## begin

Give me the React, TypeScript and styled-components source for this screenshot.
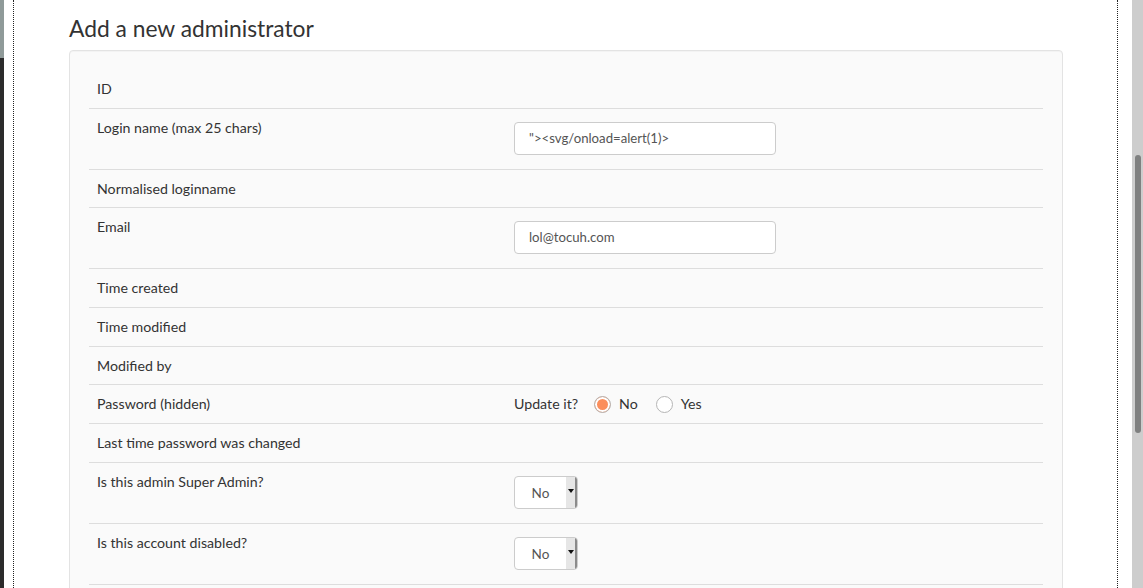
import React from "react";
import styled, { createGlobalStyle } from "styled-components";

const Global = createGlobalStyle`
  html, body { margin: 0; padding: 0; background: #fff; }
  body { font-family: Lato, "Liberation Sans", sans-serif; color: #333; overflow: hidden; }
  * { box-sizing: border-box; }
`;

const Screen = styled.div`
  display: flex;
  height: 588px;
  overflow: hidden;
`;

const LeftStrip = styled.div`
  width: 4px;
  flex: none;
  background: linear-gradient(#8f9a99 0 58px, #2b2b2b 58px 100%);
`;

const Gutter = styled.div<{ $w: number }>`
  width: ${(p) => p.$w}px;
  flex: none;
`;

const Frame = styled.div`
  flex: 1;
  border-left: 1px dotted #222;
  border-right: 1px dotted #222;
  padding: 12px 54px 0 55px;
  min-width: 0;
`;

const Scrollbar = styled.div`
  width: 11px;
  flex: none;
  background: #cdcdcd;
  padding: 155px 2px 0 3px;
`;

const Thumb = styled.div`
  height: 278px;
  background: #7f8080;
  border-radius: 3px;
`;

const Title = styled.h1`
  margin: 0 0 6px;
  font-size: 22.8px;
  line-height: 32px;
  font-weight: 400;
  color: #333;
`;

const Panel = styled.div`
  background: #fafafa;
  border: 1px solid #e3e3e3;
  border-radius: 4px;
  padding: 19px 19px 19px;
  box-shadow: inset 0 1px 1px rgba(0, 0, 0, 0.03);
`;

const Row = styled.div`
  display: grid;
  grid-template-columns: 417px 1fr;
  border-bottom: 1px solid #dddddd;
  font-size: 14.2px;
  line-height: 21.68px;
`;

const Label = styled.div`
  padding: 8px;
  color: #333;
`;

const Value = styled.div`
  padding: 8px;
  display: flex;
  align-items: flex-start;
`;

const TextInput = styled.div`
  margin: 5px 0 6px;
  width: 262px;
  height: 33px;
  border: 1px solid #cccccc;
  border-radius: 4px;
  background: #fff;
  padding: 0 14px;
  font-size: 13.2px;
  line-height: 31px;
  color: #555;
  white-space: nowrap;
`;

const Select = styled.div`
  margin: 5px 0 6px;
  width: 64px;
  height: 33px;
  border: 1px solid #cccccc;
  border-radius: 4px;
  background: #fff;
  display: flex;
  overflow: hidden;
`;

const SelectText = styled.span`
  flex: 1;
  text-align: center;
  font-size: 13.5px;
  line-height: 32px;
  color: #555;
`;

const SelectArrow = styled.span`
  width: 11px;
  background: #e6e6e6;
  border-right: 2px solid #8a8a8a;
  display: flex;
  justify-content: center;
  padding-top: 12px;
  &::after {
    content: "";
    border-left: 3px solid transparent;
    border-right: 3px solid transparent;
    border-top: 4px solid #111;
    height: 0;
  }
`;

const RadioGroup = styled.div`
  display: flex;
  align-items: center;
  color: #333;
`;

const Prompt = styled.span`
  margin-right: 16px;
`;

const Radio = styled.span<{ $checked?: boolean }>`
  width: 17px;
  height: 17px;
  border-radius: 50%;
  border: 1px solid #b5b5b5;
  background: ${(p) => (p.$checked ? "#fb8e5c" : "#fff")};
  box-shadow: ${(p) => (p.$checked ? "inset 0 0 0 2px #fff" : "none")};
  margin-right: 8px;
  flex: none;
`;

const RadioLabel = styled.span`
  margin-right: 18px;
`;

type RowDef = { label: string; kind?: "input" | "select" | "radio"; value?: string };

const rows: RowDef[] = [
  { label: "ID" },
  { label: "Login name (max 25 chars)", kind: "input", value: '"><svg/onload=alert(1)>' },
  { label: "Normalised loginname" },
  { label: "Email", kind: "input", value: "lol@tocuh.com" },
  { label: "Time created" },
  { label: "Time modified" },
  { label: "Modified by" },
  { label: "Password (hidden)", kind: "radio" },
  { label: "Last time password was changed" },
  { label: "Is this admin Super Admin?", kind: "select", value: "No" },
  { label: "Is this account disabled?", kind: "select", value: "No" },
];

function renderValue(r: RowDef) {
  if (r.kind === "input") return <TextInput>{r.value}</TextInput>;
  if (r.kind === "select")
    return (
      <Select>
        <SelectText>{r.value}</SelectText>
        <SelectArrow />
      </Select>
    );
  if (r.kind === "radio")
    return (
      <RadioGroup>
        <Prompt>Update it?</Prompt>
        <Radio $checked />
        <RadioLabel>No</RadioLabel>
        <Radio />
        <RadioLabel>Yes</RadioLabel>
      </RadioGroup>
    );
  return null;
}

export default function App() {
  return (
    <Screen>
      <Global />
      <LeftStrip />
      <Gutter $w={9} />
      <Frame>
        <Title>Add a new administrator</Title>
        <Panel>
          {rows.map((r) => (
            <Row key={r.label}>
              <Label>{r.label}</Label>
              <Value>{renderValue(r)}</Value>
            </Row>
          ))}
        </Panel>
      </Frame>
      <Gutter $w={14} />
      <Scrollbar>
        <Thumb />
      </Scrollbar>
    </Screen>
  );
}
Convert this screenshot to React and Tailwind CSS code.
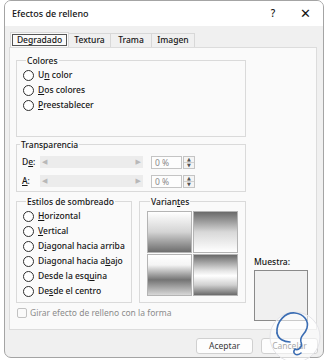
const FONT = "font-['Noto_Sans','DejaVu_Sans',sans-serif]";

function Radio({ children }) {
    return (
        <div className="flex items-center h-[15px] gap-[4px]">
            <span className="w-[11px] h-[11px] rounded-full border border-[#2e2e2e] bg-white shrink-0" />
            <span>{children}</span>
        </div>
    );
}

function Group({ title, className, children }) {
    return (
        <fieldset className={`border border-[#dadada] ${className}`}>
            <legend className="ml-[3px] px-[1px] leading-[13px]">{title}</legend>
            {children}
        </fieldset>
    );
}

function SliderRow({ label }) {
    return (
        <div className="flex items-center h-[12px]">
            <span className="w-[23px] pl-[5px]">{label}</span>
            <div className="w-[103px] h-[12px] bg-[#ececec] flex items-center justify-between px-[2px] text-[7px] text-[#b8b8b8]">
                <span>◀</span>
                <span>▶</span>
            </div>
            <div className="ml-[8px] w-[31px] h-[13px] border border-[#c4c4c4] bg-[#fdfdfd] text-[#8a8a8a] pl-[3px] leading-[11px] font-normal">0 %</div>
            <div className="ml-[1px] w-[12px] h-[13px] border border-[#c4c4c4] bg-[#f4f4f4] flex flex-col text-[5px] leading-[5px] text-[#555] items-center justify-center">
                <span>▲</span>
                <span className="w-full border-t border-[#d0d0d0]" />
                <span>▼</span>
            </div>
        </div>
    );
}

function Swatch({ gradient }) {
    return <div className={`h-[42px] border border-[#b4b4b4] ${gradient}`} />;
}

export default function App() {
    return (
        <div className={`w-[328px] h-[360px] bg-white pl-[4px] text-[8.5px] font-medium text-[#141414] ${FONT} relative`}>
            <div className="w-[320px] h-[358px] border border-[#a4a4a4] rounded-[7px] bg-[#f0f0f0] flex flex-col overflow-hidden">
                {/* title bar */}
                <div className="h-[25px] bg-white flex items-center pl-[7px] pr-[12px] text-[9px]">
                    <span className="flex-1">Efectos de relleno</span>
                    <span className="w-[10px] text-center text-[10px]">?</span>
                    <span className="ml-[22px] text-[13px] leading-none font-light">✕</span>
                </div>

                {/* tabs */}
                <div className="mt-[6px] ml-[5px] flex items-end h-[15px]">
                    <div className="h-[15px] w-[59px] bg-[#fafafa] border-x border-t border-[#d8d8d8] px-[1px] pt-[1px]">
                        <div className="h-[12px] border border-[#555] flex items-center justify-center leading-none">Degradado</div>
                    </div>
                    <div className="h-[14px] w-[42px] border-t border-r border-[#d8d8d8] flex items-center justify-center">Textura</div>
                    <div className="h-[14px] w-[41px] border-t border-r border-[#d8d8d8] flex items-center justify-center">Trama</div>
                    <div className="h-[14px] w-[43px] border-t border-r border-[#d8d8d8] flex items-center justify-center">Imagen</div>
                </div>

                {/* panel */}
                <div className="ml-[4px] w-[308px] h-[283px] border border-[#dcdcdc] bg-[#fafafa] flex pl-[6px] pr-[7px] pb-[7px]">
                    <div className="w-[230px] flex flex-col pt-[6px]">
                        <Group title="Colores" className="pl-[6px] pt-[1px] pb-[23px]">
                            <Radio>U<u>n</u> color</Radio>
                            <Radio><u>D</u>os colores</Radio>
                            <Radio><u>P</u>reestablecer</Radio>
                        </Group>

                        <Group title="Transparencia" className="mt-[1px] pt-[5px] pb-[4px] flex flex-col gap-[7px]">
                            <SliderRow label={<>D<u>e</u>:</>} />
                            <SliderRow label={<><u>A</u>:</>} />
                        </Group>

                        <div className="mt-[3px] flex gap-[7px]">
                            <Group title="Estilos de sombreado" className="w-[116px] pl-[6px] pt-[1px] pb-[3px]">
                                <Radio><u>H</u>orizontal</Radio>
                                <Radio><u>V</u>ertical</Radio>
                                <Radio>D<u>i</u>agonal hacia arriba</Radio>
                                <Radio>Diagonal hacia a<u>b</u>ajo</Radio>
                                <Radio>Desde la esq<u>u</u>ina</Radio>
                                <Radio>De<u>s</u>de el centro</Radio>
                            </Group>
                            <Group title={<>Varian<u>t</u>es</>} className="flex-1 pl-[7px] pr-[7px] pt-[3px] pb-[4px]">
                                <div className="grid grid-cols-2 gap-[1px]">
                                    <Swatch gradient="bg-gradient-to-b from-white via-[#d4d4d4] to-[#6e6e6e]" />
                                    <Swatch gradient="bg-gradient-to-b from-[#6a6a6a] via-[#d8d8d8] to-white" />
                                    <Swatch gradient="bg-[linear-gradient(to_bottom,#ffffff_0%,#f4f4f4_25%,#747474_62%,#d8d8d8_100%)]" />
                                    <Swatch gradient="bg-[linear-gradient(to_bottom,#6a6a6a_0%,#e6e6e6_40%,#ffffff_52%,#d0d0d0_75%,#6a6a6a_100%)]" />
                                </div>
                            </Group>
                        </div>

                        <div className="mt-[4px] flex items-center gap-[3px] text-[#8c8c8c] font-normal">
                            <span className="w-[10px] h-[10px] border border-[#c2c2c2] rounded-[2px] bg-[#fafafa] ml-[1px]" />
                            <span>Girar efecto de relleno con la forma</span>
                        </div>
                    </div>

                    <div className="flex-1 ml-[8px] flex flex-col justify-end pb-[1px]">
                        <span className="leading-[13px]">Muestra:</span>
                        <div className="mt-[2px] w-[54px] h-[51px] border border-[#8a8a8a] bg-[#f0f0f0]" />
                    </div>
                </div>

                {/* footer */}
                <div className="flex justify-end gap-[8px] pr-[5px] mt-[8px]">
                    <button className="w-[57px] h-[16px] border border-[#d0d0d0] rounded-[3px] bg-[#fdfdfd] text-[#3a3a3a] font-normal leading-none">Aceptar</button>
                    <button className="w-[57px] h-[16px] border border-[#d0d0d0] rounded-[3px] bg-[#fdfdfd] text-[#3a3a3a] font-normal leading-none">Cancelar</button>
                </div>
            </div>

            {/* watermark */}
            <svg className="absolute left-[268px] top-[309px]" width="54" height="52" viewBox="0 0 54 52">
                <circle cx="27" cy="28" r="25" fill="white" fillOpacity="0.55" stroke="#e4e4e8" strokeWidth="1" />
                <path d="M9 24 C8 12 18 3 27 4 C36 5 41 12 39 19 C37 26 31 27 33 33 C35 38 30 42 27 40 M27 40 C24 44 28 48 33 44"
                    fill="none" stroke="#3b6db3" strokeWidth="1.6" strokeLinecap="round" />
                <path d="M9 24 C10 30 16 33 22 33" fill="none" stroke="#3b6db3" strokeWidth="1.6" strokeLinecap="round" />
            </svg>
        </div>
    );
}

## end

Set exercise. Copy every line of the listing that includes the string "this".

Finished task.
Give me the React, TypeScript and styled-components source for this screenshot.
  { label: "Is this admin Super Admin?", kind: "select", value: "No" },
  { label: "Is this account disabled?", kind: "select", value: "No" },
Convert this screenshot to React and Tailwind CSS code.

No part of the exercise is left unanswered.